Request » Filter these entries, keeping only lines that hold the word "this".

Records provided »
_ _ _ _ _ _ _
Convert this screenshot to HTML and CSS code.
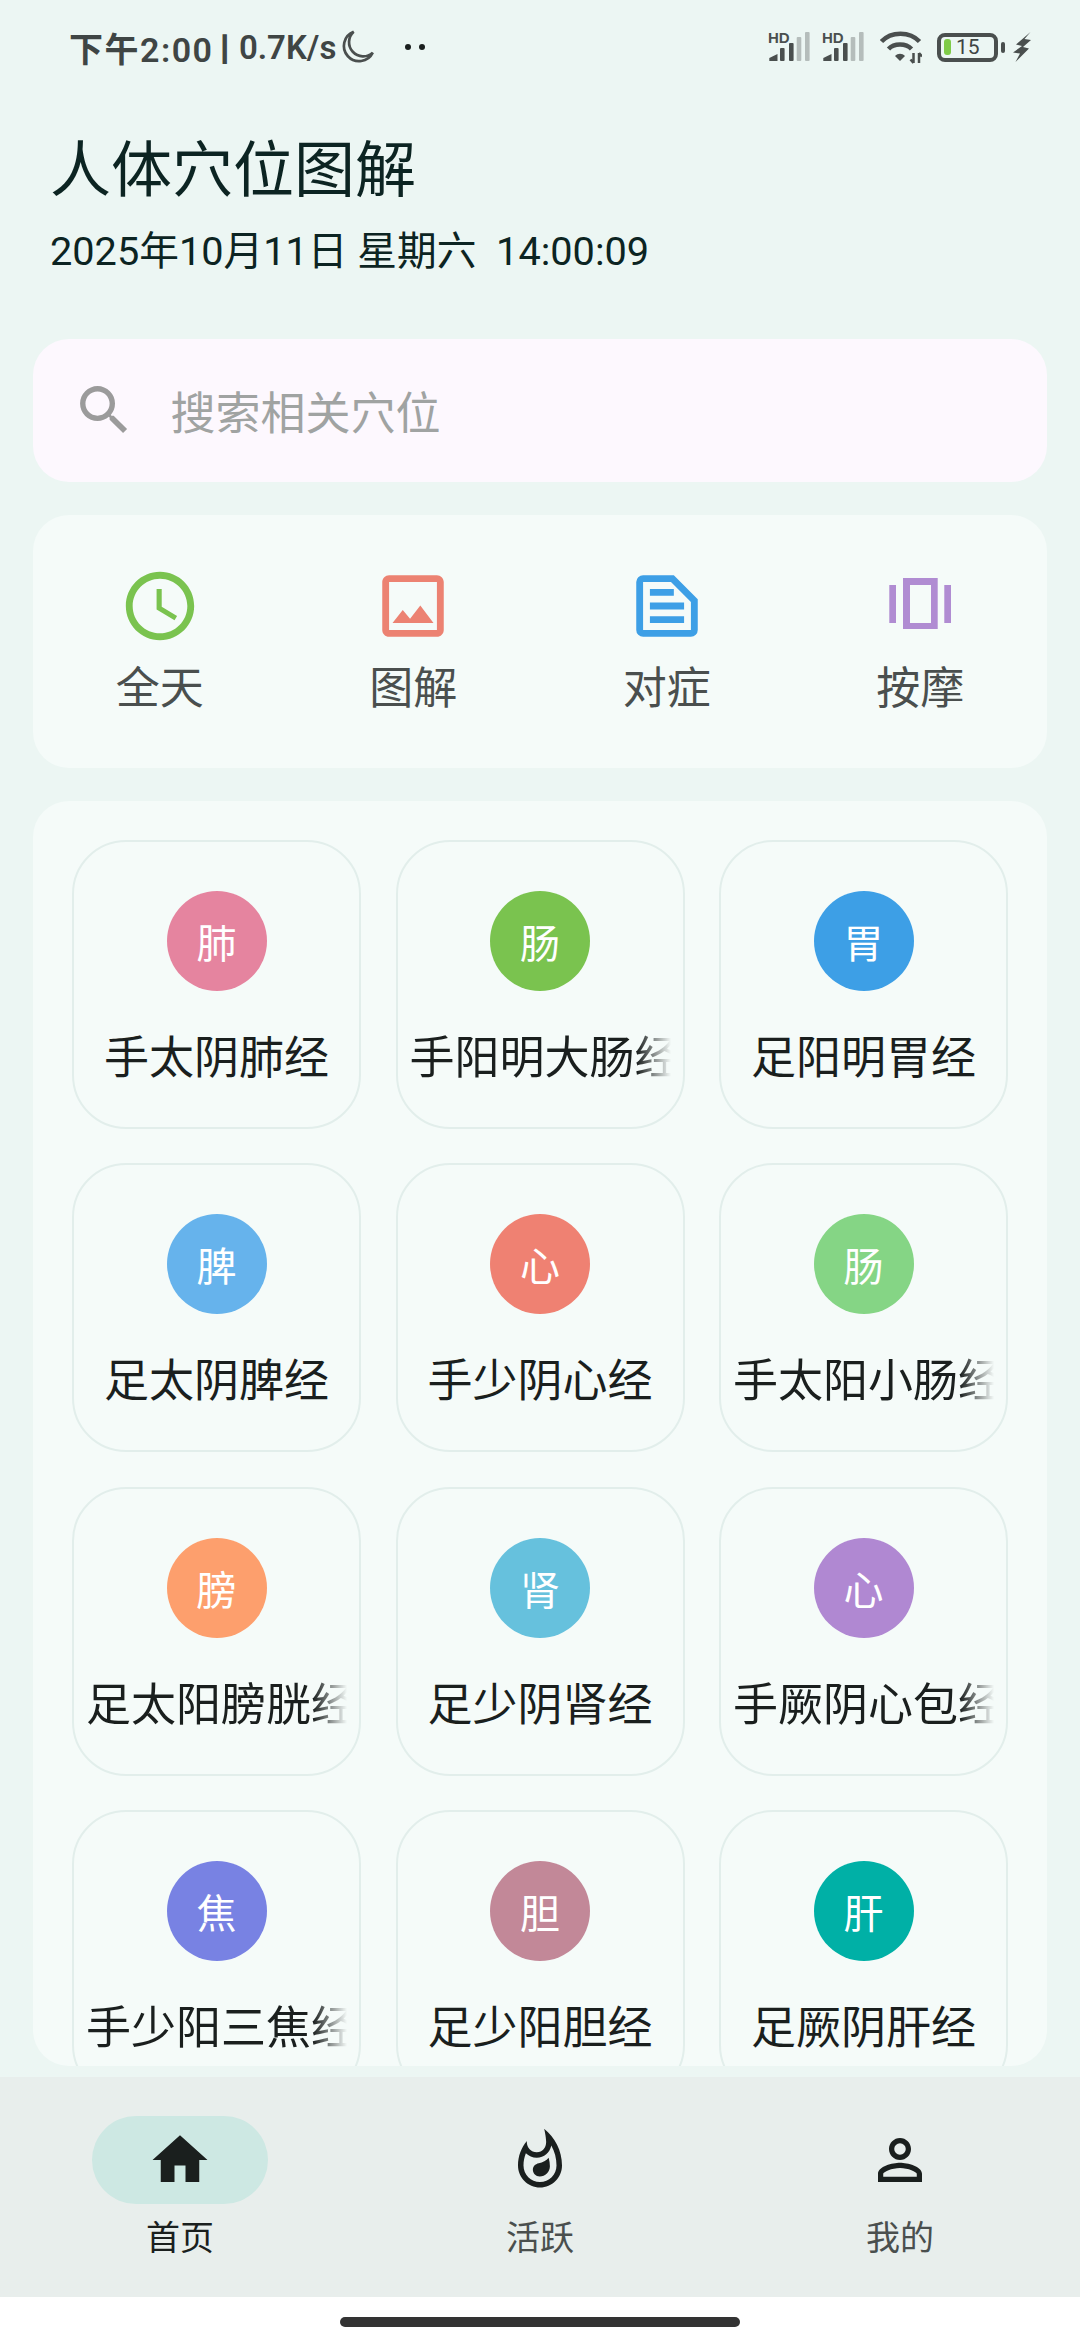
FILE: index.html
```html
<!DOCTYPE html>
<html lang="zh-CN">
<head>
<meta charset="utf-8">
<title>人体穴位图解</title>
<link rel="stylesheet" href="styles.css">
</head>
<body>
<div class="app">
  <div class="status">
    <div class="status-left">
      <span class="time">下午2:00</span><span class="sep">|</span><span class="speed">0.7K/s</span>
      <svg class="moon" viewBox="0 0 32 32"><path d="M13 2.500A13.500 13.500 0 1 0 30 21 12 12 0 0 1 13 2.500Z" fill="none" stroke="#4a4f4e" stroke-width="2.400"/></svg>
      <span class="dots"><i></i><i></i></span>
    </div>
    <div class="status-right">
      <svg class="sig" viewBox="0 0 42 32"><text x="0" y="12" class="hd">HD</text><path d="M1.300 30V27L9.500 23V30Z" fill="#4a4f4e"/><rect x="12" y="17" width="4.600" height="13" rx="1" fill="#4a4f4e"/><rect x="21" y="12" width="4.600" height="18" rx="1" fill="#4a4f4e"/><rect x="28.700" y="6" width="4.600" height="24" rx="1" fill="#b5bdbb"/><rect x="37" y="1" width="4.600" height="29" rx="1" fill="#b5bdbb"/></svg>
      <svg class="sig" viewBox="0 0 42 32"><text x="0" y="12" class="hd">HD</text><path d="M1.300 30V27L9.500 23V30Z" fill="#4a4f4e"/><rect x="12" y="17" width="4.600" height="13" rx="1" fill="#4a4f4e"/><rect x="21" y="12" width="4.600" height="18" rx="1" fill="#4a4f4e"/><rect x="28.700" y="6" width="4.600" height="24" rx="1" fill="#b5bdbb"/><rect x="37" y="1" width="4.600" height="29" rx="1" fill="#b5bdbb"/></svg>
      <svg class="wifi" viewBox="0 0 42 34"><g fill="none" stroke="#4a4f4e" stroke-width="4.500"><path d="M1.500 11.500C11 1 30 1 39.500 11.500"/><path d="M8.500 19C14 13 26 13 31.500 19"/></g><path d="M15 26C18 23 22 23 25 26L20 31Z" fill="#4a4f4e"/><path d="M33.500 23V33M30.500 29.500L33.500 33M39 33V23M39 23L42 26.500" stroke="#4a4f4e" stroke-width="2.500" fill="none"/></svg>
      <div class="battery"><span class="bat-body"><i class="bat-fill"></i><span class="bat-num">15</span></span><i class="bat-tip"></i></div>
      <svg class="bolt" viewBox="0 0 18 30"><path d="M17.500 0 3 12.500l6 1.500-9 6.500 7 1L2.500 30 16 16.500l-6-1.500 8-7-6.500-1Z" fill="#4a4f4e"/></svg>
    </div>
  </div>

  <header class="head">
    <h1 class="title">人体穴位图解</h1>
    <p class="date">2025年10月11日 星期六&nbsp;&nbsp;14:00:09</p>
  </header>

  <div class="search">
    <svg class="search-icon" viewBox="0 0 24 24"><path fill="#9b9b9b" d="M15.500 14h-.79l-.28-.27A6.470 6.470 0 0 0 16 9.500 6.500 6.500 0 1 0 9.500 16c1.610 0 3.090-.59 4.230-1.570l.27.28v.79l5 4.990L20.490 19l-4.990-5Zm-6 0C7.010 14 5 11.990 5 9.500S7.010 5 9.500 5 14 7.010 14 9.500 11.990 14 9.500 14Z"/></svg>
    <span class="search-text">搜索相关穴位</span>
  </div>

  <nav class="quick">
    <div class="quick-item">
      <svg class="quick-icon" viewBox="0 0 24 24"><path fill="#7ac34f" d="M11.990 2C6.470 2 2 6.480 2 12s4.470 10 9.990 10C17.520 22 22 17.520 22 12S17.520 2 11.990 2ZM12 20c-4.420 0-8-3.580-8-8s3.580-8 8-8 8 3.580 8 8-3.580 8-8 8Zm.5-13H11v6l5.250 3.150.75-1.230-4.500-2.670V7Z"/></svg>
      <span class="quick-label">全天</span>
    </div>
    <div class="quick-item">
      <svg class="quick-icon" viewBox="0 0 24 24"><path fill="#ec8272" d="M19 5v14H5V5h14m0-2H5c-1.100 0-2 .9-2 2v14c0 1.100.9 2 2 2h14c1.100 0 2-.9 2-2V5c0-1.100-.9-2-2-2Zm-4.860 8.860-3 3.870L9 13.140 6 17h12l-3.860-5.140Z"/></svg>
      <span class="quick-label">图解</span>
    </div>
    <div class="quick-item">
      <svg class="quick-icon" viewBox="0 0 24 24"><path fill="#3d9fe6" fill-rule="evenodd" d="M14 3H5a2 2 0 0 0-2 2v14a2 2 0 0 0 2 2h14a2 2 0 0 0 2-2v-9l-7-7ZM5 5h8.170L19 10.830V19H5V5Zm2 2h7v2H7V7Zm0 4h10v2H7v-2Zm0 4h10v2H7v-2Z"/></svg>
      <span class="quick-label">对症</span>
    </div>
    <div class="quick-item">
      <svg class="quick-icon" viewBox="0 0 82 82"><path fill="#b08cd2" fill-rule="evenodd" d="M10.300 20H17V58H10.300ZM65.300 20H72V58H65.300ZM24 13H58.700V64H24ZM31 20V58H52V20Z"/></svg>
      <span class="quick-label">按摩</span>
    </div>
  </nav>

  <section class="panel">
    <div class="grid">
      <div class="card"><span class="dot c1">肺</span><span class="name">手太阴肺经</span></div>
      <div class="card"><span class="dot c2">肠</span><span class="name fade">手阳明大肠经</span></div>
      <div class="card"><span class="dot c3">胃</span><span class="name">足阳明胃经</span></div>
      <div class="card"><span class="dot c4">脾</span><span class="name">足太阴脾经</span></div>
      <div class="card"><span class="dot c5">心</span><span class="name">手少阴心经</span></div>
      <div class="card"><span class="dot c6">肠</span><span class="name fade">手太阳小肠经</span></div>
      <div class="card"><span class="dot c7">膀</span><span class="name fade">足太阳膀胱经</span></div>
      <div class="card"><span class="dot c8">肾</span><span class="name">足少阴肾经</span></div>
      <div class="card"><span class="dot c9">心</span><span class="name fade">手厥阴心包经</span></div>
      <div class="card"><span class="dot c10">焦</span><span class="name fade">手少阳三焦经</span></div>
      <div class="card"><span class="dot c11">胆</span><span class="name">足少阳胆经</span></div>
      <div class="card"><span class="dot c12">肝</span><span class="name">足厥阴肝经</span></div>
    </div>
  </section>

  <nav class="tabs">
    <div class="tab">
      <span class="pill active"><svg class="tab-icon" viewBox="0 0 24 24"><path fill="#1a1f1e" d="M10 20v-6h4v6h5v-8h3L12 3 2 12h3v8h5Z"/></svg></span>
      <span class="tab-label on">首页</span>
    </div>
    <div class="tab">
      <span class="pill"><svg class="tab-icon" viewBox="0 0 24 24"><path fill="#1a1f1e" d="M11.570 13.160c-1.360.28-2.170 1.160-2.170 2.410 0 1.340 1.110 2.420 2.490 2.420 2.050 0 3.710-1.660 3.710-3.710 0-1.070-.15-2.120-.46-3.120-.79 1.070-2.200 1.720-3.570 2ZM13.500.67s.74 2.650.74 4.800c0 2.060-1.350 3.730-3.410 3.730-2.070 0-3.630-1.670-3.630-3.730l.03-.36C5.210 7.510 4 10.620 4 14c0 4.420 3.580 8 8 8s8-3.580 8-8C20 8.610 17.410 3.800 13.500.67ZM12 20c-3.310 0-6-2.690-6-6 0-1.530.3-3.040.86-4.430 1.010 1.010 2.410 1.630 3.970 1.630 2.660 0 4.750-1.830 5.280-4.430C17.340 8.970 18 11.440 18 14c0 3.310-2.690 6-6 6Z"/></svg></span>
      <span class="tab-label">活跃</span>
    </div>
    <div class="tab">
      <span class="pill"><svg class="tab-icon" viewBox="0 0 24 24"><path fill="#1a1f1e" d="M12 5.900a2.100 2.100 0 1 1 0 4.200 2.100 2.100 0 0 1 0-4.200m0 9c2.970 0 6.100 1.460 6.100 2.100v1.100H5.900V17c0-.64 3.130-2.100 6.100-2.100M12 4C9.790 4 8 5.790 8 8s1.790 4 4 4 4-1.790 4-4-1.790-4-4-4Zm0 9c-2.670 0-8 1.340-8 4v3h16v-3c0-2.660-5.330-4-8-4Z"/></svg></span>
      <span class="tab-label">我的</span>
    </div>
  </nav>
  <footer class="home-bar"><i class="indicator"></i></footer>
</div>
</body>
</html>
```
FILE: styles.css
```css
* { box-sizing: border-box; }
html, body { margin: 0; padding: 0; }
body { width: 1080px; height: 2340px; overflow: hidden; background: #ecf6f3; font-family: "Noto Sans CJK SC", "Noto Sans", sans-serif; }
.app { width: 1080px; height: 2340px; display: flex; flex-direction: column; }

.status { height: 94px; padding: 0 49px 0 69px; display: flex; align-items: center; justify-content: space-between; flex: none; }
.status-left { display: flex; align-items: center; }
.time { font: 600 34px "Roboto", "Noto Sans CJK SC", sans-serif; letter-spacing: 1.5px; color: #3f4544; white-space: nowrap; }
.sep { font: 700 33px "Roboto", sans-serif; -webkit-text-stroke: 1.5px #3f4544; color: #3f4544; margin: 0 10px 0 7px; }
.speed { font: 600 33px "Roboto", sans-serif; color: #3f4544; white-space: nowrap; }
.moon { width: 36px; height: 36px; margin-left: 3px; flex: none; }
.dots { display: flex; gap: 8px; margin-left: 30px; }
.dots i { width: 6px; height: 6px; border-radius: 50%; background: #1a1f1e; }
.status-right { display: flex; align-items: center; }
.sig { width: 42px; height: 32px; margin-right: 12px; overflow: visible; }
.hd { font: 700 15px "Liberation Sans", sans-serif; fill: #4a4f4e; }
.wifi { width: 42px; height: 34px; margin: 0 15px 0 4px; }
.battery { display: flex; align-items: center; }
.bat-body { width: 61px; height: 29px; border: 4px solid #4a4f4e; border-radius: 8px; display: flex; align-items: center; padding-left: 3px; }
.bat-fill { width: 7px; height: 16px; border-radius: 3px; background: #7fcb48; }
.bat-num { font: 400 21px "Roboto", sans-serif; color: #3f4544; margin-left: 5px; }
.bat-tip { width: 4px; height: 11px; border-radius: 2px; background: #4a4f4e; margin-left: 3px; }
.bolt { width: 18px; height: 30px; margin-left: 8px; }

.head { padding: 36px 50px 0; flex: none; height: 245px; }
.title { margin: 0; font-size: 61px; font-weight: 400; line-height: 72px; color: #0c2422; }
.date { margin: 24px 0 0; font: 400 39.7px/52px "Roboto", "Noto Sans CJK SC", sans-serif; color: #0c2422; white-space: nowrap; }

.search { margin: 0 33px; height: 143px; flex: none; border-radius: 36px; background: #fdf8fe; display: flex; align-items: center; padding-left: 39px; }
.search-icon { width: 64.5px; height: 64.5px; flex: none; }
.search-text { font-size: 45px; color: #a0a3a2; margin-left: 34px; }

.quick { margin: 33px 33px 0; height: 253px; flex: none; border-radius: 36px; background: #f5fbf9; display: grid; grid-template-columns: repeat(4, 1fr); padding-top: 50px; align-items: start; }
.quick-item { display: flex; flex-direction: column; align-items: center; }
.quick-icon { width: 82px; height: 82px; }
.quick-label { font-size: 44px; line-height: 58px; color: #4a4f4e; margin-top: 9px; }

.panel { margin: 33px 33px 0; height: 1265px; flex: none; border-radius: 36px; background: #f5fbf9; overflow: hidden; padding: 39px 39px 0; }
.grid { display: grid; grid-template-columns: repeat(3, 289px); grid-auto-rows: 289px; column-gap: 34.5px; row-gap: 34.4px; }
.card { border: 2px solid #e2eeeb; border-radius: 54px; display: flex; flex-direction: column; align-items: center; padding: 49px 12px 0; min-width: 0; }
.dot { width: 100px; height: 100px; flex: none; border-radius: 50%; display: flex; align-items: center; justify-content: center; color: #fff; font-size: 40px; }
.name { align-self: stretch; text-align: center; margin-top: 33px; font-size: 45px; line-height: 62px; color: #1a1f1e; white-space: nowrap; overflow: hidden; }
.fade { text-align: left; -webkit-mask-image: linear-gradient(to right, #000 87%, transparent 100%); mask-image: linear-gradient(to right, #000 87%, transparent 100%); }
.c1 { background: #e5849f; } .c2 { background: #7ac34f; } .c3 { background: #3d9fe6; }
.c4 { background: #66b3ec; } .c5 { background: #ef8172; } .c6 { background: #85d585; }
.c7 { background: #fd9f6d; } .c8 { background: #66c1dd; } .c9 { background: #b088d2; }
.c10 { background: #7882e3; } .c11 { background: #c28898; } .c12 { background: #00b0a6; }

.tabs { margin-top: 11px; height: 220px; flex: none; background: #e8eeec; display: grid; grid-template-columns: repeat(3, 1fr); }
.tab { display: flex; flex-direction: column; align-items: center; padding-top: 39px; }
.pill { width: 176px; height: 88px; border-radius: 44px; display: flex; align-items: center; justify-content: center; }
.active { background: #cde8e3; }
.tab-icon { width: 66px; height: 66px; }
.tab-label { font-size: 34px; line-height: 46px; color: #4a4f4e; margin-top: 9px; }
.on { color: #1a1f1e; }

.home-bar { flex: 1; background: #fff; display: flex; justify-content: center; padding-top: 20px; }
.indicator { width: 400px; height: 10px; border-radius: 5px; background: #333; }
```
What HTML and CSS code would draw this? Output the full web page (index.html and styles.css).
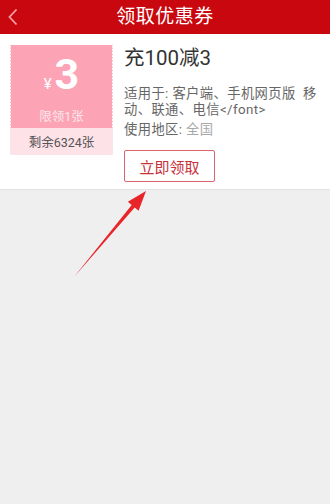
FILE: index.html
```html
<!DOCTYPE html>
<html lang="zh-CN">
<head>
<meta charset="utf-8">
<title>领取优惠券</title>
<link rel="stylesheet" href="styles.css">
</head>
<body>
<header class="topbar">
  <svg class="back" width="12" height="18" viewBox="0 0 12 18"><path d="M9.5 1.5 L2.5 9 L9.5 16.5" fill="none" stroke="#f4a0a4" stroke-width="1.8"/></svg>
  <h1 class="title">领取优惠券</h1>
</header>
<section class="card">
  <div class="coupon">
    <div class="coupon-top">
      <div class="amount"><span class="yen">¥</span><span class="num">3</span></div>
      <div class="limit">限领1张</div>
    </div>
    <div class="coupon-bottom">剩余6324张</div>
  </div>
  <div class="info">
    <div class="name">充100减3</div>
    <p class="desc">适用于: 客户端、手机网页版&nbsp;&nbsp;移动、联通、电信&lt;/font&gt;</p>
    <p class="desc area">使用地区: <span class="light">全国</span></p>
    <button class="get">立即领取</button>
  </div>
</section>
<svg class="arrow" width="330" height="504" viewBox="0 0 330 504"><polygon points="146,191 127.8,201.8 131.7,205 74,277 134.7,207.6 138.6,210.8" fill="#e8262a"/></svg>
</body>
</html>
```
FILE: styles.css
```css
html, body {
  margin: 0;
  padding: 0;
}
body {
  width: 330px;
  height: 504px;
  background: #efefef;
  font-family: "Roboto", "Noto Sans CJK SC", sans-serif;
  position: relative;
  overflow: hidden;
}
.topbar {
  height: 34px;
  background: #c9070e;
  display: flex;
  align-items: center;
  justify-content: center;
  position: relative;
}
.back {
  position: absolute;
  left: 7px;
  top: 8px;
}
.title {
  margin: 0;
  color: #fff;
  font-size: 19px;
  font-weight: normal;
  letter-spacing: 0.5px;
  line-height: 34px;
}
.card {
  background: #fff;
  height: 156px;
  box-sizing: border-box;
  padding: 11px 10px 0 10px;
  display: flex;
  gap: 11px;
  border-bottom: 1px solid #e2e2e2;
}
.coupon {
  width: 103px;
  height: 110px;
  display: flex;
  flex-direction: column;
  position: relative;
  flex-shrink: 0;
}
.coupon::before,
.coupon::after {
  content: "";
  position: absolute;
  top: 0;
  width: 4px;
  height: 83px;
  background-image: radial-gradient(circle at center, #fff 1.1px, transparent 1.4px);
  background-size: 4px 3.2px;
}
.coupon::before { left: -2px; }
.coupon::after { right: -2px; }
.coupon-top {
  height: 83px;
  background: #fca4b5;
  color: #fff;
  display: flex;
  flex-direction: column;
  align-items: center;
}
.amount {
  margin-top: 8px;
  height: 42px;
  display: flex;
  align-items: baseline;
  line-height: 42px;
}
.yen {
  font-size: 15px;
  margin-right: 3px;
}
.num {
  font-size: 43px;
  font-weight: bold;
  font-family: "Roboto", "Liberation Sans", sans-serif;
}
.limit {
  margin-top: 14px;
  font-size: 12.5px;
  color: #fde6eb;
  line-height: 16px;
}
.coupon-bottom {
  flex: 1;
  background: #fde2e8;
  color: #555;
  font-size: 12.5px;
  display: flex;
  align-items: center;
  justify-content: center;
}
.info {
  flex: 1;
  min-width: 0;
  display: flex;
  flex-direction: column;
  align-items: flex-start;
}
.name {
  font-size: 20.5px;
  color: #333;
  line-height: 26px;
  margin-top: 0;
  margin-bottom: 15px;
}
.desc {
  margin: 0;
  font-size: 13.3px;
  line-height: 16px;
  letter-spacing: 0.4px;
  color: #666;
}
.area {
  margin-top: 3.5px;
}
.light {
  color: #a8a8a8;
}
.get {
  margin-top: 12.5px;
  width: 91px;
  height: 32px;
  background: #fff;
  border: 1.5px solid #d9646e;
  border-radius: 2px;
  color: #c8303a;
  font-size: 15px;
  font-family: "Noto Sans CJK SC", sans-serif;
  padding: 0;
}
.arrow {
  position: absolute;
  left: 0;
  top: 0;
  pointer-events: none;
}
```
_ _ _ _ _ _ _
Full answer »
Convert this screenshot to HTML and CSS code.
What HTML and CSS code would draw this? Output the full web page (index.html and styles.css).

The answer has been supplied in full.